_Instructions for the task_. Give nothing except the number of lines containing the word "code".

_Records provided_.

## START

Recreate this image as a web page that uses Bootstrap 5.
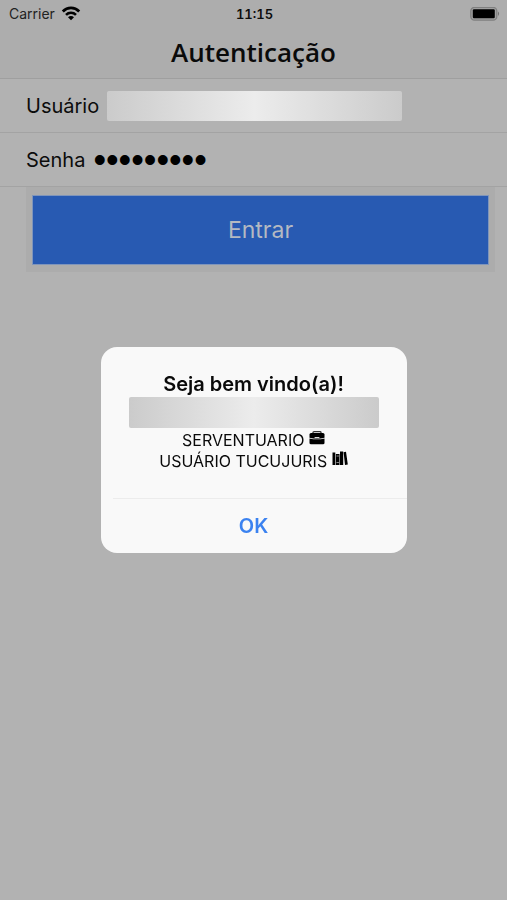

## END
## START

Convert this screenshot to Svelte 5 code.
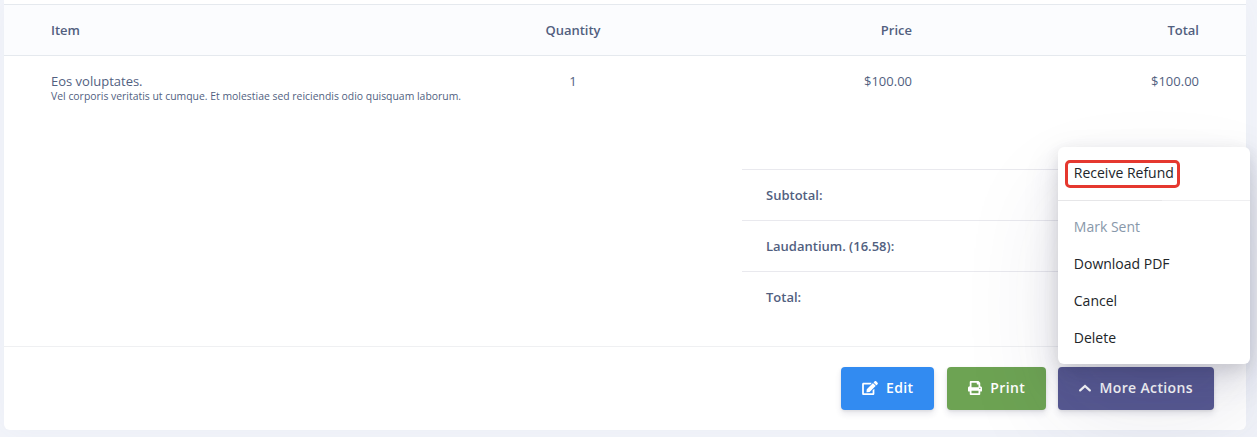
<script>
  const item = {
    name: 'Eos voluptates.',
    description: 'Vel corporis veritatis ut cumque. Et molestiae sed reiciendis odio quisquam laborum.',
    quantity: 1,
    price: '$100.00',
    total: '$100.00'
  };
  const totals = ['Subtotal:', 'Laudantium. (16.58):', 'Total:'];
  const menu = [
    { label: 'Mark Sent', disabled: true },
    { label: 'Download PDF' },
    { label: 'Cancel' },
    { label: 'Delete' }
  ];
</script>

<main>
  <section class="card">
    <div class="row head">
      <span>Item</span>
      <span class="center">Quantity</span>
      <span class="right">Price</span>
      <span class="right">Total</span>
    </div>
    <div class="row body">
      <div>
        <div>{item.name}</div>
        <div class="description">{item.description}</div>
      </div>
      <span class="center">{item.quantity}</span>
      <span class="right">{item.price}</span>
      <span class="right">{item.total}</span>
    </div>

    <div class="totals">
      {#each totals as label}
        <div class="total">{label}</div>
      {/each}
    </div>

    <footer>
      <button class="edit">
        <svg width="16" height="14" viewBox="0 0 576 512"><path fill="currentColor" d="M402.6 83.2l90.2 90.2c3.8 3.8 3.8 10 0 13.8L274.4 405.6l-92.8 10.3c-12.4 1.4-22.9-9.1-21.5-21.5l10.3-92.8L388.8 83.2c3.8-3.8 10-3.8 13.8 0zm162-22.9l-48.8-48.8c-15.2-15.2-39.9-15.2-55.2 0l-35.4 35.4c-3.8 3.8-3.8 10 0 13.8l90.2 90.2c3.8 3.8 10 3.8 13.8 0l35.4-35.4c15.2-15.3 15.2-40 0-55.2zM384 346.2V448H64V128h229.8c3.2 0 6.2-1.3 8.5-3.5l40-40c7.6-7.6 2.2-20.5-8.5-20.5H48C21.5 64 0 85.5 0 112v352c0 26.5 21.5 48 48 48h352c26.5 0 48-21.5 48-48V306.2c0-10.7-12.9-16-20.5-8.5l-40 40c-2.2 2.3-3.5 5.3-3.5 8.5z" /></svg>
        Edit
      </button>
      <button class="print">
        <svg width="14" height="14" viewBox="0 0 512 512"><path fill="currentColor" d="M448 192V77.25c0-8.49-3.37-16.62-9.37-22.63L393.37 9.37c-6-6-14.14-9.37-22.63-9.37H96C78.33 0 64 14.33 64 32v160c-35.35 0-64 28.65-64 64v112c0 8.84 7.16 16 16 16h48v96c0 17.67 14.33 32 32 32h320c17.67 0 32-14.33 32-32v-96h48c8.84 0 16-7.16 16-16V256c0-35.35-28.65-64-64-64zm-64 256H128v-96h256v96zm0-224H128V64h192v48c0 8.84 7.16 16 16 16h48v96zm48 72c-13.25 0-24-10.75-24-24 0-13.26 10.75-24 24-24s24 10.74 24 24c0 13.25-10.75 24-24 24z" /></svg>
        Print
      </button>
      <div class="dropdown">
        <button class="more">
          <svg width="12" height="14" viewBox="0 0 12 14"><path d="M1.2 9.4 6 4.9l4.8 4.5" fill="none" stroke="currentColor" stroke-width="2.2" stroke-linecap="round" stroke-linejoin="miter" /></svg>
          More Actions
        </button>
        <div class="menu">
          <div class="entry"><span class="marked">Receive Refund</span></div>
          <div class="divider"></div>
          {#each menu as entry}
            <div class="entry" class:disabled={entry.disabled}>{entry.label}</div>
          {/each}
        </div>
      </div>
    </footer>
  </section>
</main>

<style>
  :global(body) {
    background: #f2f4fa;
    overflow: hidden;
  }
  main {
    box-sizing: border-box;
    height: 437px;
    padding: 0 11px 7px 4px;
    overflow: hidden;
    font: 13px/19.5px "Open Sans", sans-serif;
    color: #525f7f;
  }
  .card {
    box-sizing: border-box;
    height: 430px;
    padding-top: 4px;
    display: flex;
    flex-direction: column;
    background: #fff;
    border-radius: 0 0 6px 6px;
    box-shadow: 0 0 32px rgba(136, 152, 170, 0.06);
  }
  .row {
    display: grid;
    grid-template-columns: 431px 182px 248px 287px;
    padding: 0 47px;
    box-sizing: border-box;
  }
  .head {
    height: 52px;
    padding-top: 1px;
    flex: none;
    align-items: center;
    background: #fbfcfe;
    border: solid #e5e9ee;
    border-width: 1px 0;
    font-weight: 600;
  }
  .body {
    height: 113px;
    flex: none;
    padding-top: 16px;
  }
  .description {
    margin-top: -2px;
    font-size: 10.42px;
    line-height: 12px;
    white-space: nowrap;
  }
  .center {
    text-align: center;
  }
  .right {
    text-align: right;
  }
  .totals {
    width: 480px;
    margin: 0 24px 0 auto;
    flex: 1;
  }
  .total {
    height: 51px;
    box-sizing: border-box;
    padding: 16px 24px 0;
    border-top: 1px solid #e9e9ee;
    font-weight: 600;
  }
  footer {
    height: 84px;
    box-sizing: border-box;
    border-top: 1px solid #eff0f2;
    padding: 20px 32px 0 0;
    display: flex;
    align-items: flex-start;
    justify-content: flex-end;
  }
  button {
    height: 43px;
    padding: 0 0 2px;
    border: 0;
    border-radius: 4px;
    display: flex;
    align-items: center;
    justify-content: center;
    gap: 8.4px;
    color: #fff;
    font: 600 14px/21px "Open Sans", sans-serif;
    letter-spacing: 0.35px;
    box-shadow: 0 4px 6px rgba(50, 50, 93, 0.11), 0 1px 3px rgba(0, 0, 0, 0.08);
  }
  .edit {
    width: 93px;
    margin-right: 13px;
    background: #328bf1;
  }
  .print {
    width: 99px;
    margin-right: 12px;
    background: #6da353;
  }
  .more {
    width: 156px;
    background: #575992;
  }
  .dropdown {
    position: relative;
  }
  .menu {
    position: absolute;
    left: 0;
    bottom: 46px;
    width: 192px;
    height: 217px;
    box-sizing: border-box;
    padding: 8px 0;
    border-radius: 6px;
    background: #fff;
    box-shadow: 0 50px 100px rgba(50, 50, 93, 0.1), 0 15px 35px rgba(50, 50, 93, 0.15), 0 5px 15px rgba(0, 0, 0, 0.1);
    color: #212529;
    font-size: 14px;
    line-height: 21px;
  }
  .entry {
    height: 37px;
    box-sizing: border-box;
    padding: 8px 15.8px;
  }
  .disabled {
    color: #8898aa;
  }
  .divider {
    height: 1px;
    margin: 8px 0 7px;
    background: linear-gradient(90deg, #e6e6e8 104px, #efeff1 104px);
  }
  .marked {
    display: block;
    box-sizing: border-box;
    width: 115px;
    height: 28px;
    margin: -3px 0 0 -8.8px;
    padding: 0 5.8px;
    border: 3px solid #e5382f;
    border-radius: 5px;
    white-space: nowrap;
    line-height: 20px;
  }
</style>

## END
## START

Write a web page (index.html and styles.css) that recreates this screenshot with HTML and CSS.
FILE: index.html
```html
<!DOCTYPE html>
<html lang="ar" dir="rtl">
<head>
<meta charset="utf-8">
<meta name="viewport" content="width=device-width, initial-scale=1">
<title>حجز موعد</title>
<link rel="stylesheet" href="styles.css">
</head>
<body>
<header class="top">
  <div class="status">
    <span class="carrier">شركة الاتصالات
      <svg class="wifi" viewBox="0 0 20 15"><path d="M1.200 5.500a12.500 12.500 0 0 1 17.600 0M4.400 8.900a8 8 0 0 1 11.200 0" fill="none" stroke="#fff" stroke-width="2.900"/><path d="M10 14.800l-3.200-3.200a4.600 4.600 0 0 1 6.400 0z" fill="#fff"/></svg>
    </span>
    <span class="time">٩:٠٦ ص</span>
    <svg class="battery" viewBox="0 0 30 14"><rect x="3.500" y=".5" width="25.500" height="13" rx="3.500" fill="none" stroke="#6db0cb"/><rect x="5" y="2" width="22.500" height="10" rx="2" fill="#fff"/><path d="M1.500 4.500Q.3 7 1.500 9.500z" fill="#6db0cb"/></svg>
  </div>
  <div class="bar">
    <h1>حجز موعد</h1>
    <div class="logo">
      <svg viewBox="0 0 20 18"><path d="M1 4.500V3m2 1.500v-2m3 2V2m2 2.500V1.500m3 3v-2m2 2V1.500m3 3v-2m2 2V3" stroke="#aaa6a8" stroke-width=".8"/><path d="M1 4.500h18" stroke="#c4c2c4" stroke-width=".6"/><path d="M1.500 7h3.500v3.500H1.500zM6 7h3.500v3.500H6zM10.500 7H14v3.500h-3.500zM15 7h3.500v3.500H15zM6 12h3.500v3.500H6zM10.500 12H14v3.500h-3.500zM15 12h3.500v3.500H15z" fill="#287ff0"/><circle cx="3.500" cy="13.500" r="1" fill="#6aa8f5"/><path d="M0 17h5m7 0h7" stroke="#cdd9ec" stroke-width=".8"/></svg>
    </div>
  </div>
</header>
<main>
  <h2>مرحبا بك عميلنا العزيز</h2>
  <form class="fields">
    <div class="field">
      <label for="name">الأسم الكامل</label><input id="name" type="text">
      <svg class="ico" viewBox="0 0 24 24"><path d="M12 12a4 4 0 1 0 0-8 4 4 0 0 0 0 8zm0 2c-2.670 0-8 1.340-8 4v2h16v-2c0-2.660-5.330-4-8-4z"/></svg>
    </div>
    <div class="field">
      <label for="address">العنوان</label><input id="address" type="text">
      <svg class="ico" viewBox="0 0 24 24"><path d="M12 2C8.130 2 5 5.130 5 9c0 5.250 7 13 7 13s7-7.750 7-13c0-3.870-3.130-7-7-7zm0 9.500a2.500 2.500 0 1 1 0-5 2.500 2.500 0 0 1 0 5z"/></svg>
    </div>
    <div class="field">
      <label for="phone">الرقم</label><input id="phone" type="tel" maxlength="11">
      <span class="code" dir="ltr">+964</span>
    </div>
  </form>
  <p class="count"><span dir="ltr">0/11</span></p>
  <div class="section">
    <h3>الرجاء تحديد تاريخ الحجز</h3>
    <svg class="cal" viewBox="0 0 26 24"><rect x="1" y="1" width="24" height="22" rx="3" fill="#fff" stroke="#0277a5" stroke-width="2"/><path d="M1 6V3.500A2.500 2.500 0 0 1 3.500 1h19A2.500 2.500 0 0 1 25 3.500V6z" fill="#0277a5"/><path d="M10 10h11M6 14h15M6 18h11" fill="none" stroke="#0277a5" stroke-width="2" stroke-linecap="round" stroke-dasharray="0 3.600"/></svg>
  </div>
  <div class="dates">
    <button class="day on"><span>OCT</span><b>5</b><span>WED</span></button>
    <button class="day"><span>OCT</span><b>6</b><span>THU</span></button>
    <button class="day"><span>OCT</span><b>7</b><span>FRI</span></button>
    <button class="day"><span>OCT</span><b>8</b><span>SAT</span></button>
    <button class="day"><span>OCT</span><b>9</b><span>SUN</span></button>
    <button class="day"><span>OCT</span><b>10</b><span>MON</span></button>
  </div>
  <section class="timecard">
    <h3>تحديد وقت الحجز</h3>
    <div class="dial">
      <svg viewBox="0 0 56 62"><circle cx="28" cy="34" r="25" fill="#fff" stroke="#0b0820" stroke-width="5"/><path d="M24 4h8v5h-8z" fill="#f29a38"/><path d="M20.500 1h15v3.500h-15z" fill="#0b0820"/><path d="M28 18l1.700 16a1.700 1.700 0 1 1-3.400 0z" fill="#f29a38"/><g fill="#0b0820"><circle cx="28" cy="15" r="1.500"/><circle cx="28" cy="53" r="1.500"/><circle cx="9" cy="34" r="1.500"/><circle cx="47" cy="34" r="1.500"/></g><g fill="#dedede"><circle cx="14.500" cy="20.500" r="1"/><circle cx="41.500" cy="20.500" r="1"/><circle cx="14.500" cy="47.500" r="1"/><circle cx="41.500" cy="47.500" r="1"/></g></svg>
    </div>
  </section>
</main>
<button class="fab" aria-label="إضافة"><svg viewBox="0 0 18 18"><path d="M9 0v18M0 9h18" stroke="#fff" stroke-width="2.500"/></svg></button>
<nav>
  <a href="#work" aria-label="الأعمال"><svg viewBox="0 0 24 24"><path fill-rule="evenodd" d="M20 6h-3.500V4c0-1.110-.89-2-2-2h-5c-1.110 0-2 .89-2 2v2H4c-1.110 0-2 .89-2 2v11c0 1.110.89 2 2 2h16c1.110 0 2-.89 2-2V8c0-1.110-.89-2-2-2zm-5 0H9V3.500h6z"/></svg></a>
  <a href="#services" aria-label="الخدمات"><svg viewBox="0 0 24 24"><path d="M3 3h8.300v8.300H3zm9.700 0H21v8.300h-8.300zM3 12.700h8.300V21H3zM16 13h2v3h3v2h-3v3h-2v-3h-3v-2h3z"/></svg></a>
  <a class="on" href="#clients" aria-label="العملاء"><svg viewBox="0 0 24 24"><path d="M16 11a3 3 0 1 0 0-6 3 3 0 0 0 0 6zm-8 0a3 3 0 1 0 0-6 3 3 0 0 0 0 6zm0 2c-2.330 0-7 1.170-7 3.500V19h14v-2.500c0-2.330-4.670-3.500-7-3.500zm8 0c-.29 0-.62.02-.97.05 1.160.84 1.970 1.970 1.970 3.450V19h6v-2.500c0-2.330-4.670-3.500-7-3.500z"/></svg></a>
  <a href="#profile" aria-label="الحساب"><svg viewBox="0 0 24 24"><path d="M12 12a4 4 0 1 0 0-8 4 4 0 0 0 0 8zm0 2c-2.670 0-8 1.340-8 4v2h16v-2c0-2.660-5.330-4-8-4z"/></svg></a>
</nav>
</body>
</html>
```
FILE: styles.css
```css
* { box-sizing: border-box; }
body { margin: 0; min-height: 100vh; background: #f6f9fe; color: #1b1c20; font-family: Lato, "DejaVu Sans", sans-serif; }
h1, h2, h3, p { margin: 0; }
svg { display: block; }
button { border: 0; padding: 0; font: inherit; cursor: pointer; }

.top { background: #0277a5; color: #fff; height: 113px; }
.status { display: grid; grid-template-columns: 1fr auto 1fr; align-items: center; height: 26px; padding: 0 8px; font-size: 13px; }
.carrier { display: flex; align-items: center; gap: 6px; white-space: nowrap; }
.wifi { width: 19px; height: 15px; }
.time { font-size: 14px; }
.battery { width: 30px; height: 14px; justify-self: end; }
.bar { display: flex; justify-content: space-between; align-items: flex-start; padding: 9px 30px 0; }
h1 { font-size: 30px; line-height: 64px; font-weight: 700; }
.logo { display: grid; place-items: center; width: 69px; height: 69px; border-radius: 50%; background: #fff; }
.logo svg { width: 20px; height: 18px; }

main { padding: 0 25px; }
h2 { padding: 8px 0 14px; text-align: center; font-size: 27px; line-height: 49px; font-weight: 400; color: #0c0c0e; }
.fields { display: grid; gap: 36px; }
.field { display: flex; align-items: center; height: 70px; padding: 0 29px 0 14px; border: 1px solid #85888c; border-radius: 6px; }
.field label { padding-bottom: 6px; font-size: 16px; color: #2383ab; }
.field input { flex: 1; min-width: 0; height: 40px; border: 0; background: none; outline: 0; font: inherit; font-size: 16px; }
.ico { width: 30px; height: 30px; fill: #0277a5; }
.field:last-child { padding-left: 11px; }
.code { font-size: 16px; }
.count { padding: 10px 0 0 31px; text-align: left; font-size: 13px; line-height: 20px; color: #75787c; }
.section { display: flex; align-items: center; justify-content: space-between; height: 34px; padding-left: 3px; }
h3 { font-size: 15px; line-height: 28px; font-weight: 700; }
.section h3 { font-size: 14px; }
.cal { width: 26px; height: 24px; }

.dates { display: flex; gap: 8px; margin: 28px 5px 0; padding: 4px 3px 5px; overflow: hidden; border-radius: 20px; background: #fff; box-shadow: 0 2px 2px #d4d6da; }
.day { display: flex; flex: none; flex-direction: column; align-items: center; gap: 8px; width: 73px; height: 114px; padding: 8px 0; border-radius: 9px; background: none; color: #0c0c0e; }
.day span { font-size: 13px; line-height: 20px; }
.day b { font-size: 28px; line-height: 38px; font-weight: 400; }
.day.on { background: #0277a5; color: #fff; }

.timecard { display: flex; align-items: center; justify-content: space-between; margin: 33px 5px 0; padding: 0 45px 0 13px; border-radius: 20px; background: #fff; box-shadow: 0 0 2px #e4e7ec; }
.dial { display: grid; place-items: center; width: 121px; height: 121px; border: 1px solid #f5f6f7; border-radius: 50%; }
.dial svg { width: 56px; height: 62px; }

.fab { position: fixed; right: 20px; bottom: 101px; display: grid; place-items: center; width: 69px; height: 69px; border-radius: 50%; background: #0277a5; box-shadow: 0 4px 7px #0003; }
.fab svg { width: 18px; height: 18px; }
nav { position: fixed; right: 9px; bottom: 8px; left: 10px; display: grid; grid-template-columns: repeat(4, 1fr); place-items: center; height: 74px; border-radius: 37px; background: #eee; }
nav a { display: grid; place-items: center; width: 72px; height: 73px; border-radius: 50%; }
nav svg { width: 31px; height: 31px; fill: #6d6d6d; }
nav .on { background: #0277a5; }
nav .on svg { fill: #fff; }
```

## END

_Problem solution_. 3